NVIDIA released Nemotron 3 Ultra, an open model built for long-running agents with contributions from the Nemotron Coalition. Models powering long-running agents do more than generate text. They interpret information, plan next steps, call tools, evaluate results and iterate across turns to complete complex coding, research and enterprise tasks. This requires efficient models that can explore more of the search space in less time to deliver higher-accuracy results faster.
Nemotron 3 Ultra is built for that new workload.
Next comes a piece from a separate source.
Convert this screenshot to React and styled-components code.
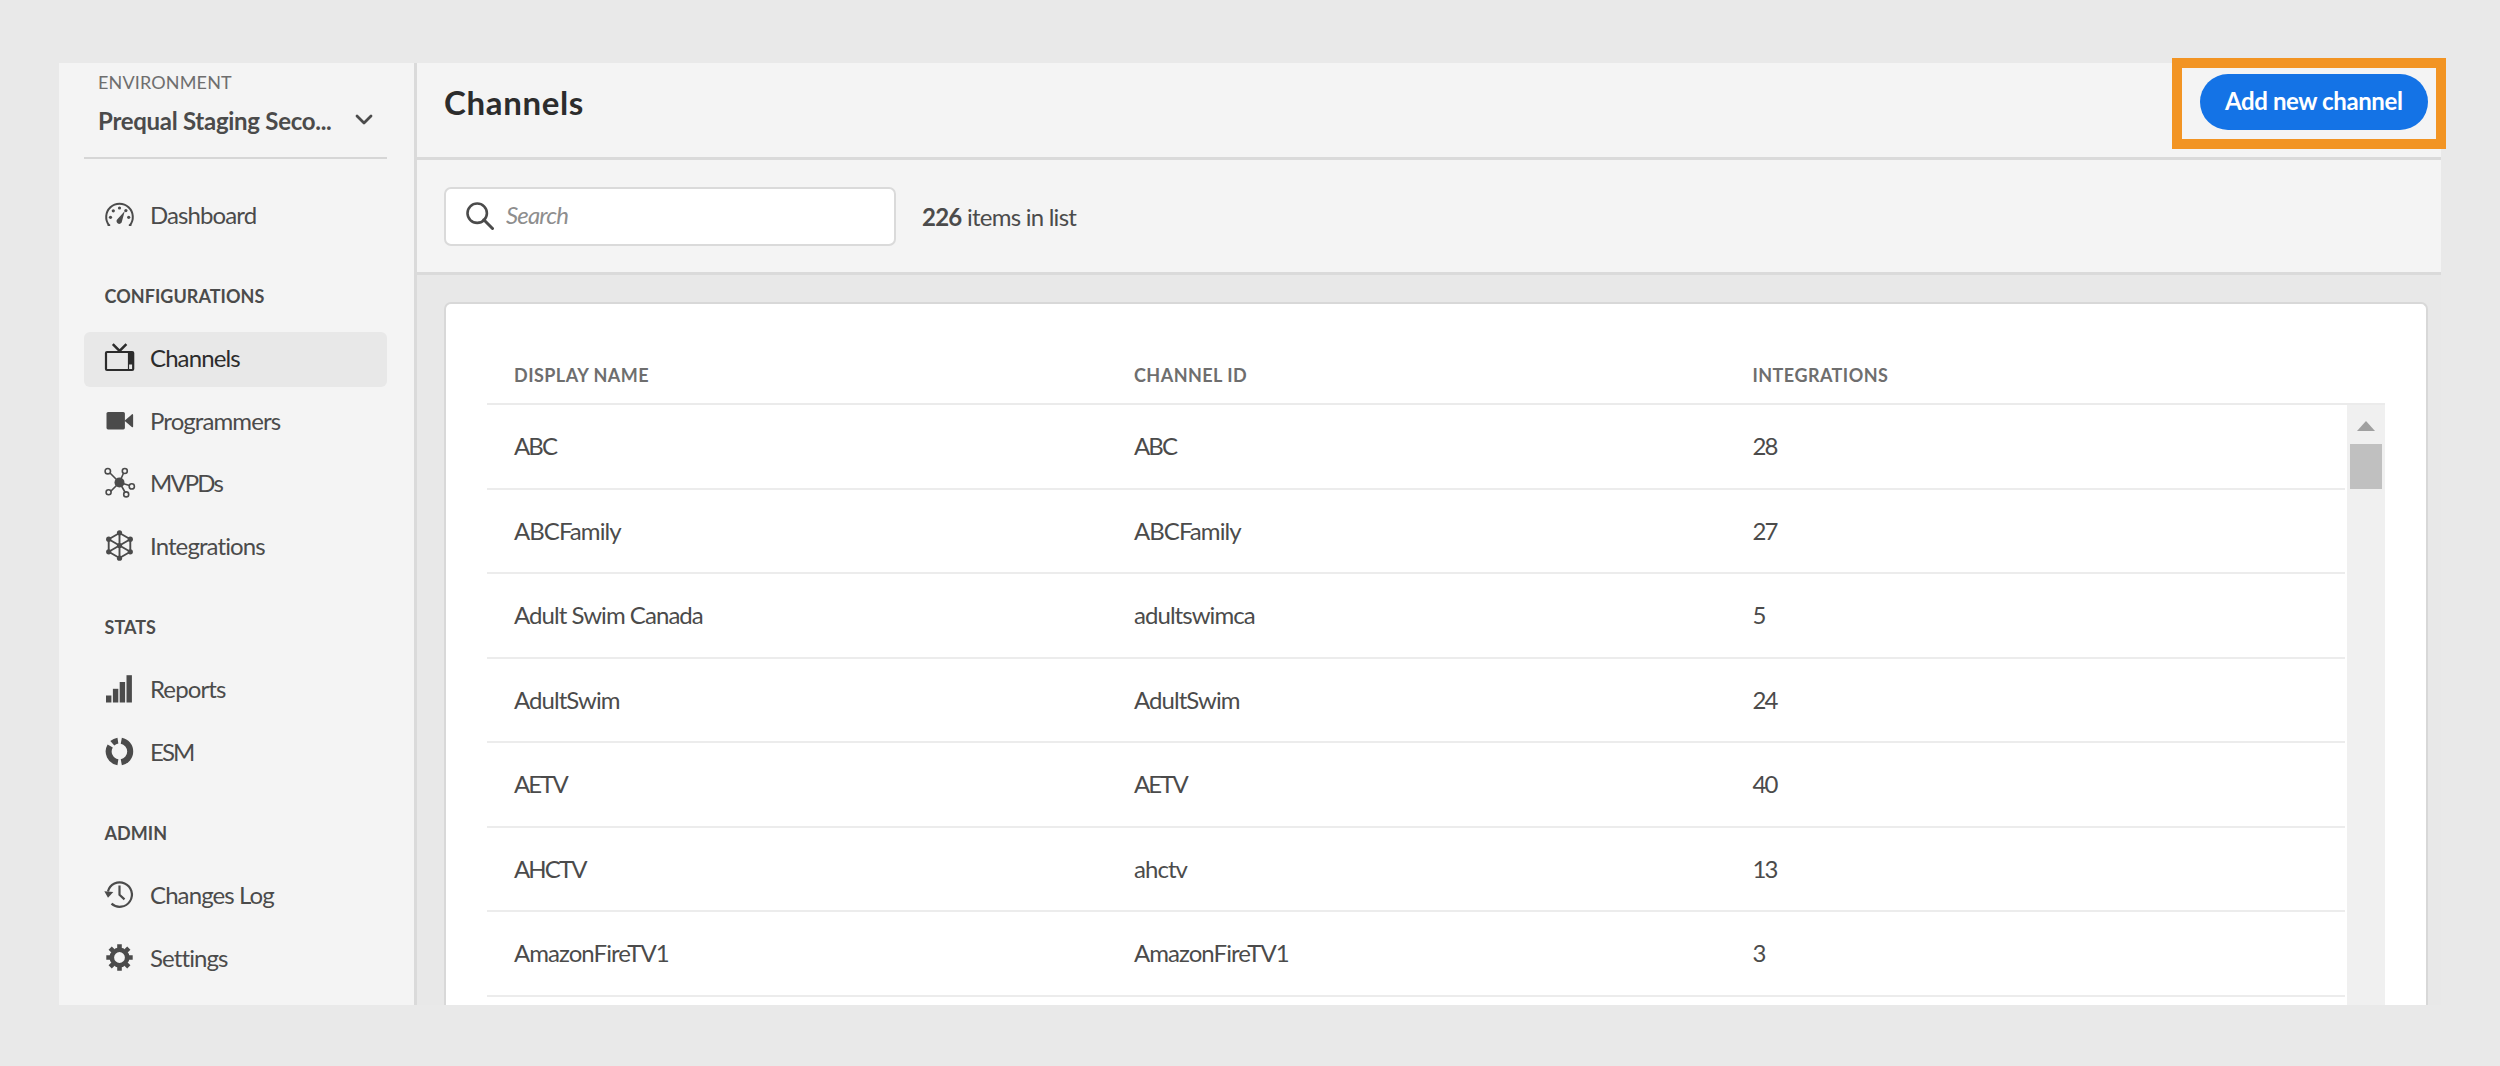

It’s a frontier smart model that delivers up to 5x faster inference and lowers the cost of complex agentic tasks by up to 30%. This enables agents to finish the same job in less time or complete more jobs in the same time.
Nemotron 3 Ultra, a 550-billion-parameter mixture-of-experts model, handles the orchestration and hardest reasoning calls in an autonomous workflow: architectural decisions in long-running coding sessions, synthesis across hundreds of research sources and verification across thousands of interdependent constraints.
Enterprise software leaders are building agents with the new model, including for workflows spanning software development, deep research, customer service and enterprise automations.
- Aible is integrating Nemtoron 3 Ultra into the AIbleClaw platform, allowing its customers to build secure long-running agents at scale for various domains.
- Glean is making Nemotron 3 Ultra available in its model-agnostic agent harness, alongside an agentic search model fine-tuned with Nemotron 3 Nano, expanding enterprises’ access to cost-effective, enterprise agentic AI.
- Greptile is integrating Nemotron 3 Ultra into its code review platform for codebase indexing, enabling code reviews with leading accuracy at lower cost.
- Harvey is enabling support for Nemotron 3 Ultra and post-trained versions of the model through its platform, helping customers build and deploy AI-powered legal workflows with greater control over their data.
- Perplexity is using Nemotron 3 Ultra for search and Perplexity Computer, and using its agent router to direct workloads to fine-tuned open models or proprietary models based on the task, helping its AI assistants operate with speed, efficiency and scale.
Announced earlier this week, CrowdStrike and Palantir are adopting Nemotron 3 Ultra to enable a new class of long-running AI agents to help teams analyze complex data, coordinate tasks and streamline operations across cybersecurity and enterprise environments.
Additional companies adopting the model include Applied Compute, CodeRabbit, Dataiku and ServiceNow.
The model is trained on agent traces and optimized for agent harnesses, enabling developers to choose their preferred frameworks while maintaining accuracy.
Agent platforms and harnesses including BlackBox AI, Cline, Factory AI, Hermes Agent, Kilo Code, LangChain Deep Agents, OpenClaw, OpenCode, OpenHands and Pi support the new Nemotron models.
Nemotron 3 Ultra works with the NVIDIA NemoClaw blueprint, which provides enterprises with a secure runtime, open models and domain-specific skills to put autonomous agents to work at scale.
H Company, Naver, Nous and Prime Intellect Join Nemotron Coalition
H Company, NAVER Cloud, Nous Research and Prime Intellect are joining the Nemotron Coalition. These members will contribute unique strengths spanning data, training environments, evaluation frameworks and domain expertise to support the collaborative development of an open frontier model trained on NVIDIA DGX Cloud, which will serve as the foundation for the upcoming Nemotron 4 family.
By combining forces, the coalition is bringing together leading global AI labs and infrastructure providers to accelerate the development of open frontier models. This collaborative approach aims to broaden access to cutting-edge AI innovation while enabling developers and enterprises worldwide to build and customize models for their industries, regions and use cases.
New Nemotron Speech and Safety Models
Also live today, a new Nemotron speech recognition model brings real-time streaming ASR to 40 language locales for voice agent workflows across global enterprise deployments. The Nemotron 3.5 Content Safety model — a 4-billion-parameter open multimodal model — classifies content across 23 safety categories and a dozen languages, with support for custom enterprise policies.
Open and Customizable, Deployable Anywhere
Nemotron models are released with open weights, datasets and recipes, giving organizations transparency and control to customize models for domain-specific workflows and deploy them where their applications and data reside.
Developers can use tools like NVIDIA NeMo for customization, evaluation and optimization for their use cases. Because the Nemotron family of models is open, organizations can deploy them in environments that meet regulatory, sovereignty or data localization requirements.
The models are available on Hugging Face, ModelScope, OpenRouter and build.nvidia.com as NVIDIA NIM microservices and through a broad ecosystem of NVIDIA Cloud Partners, inference platforms and cloud service providers.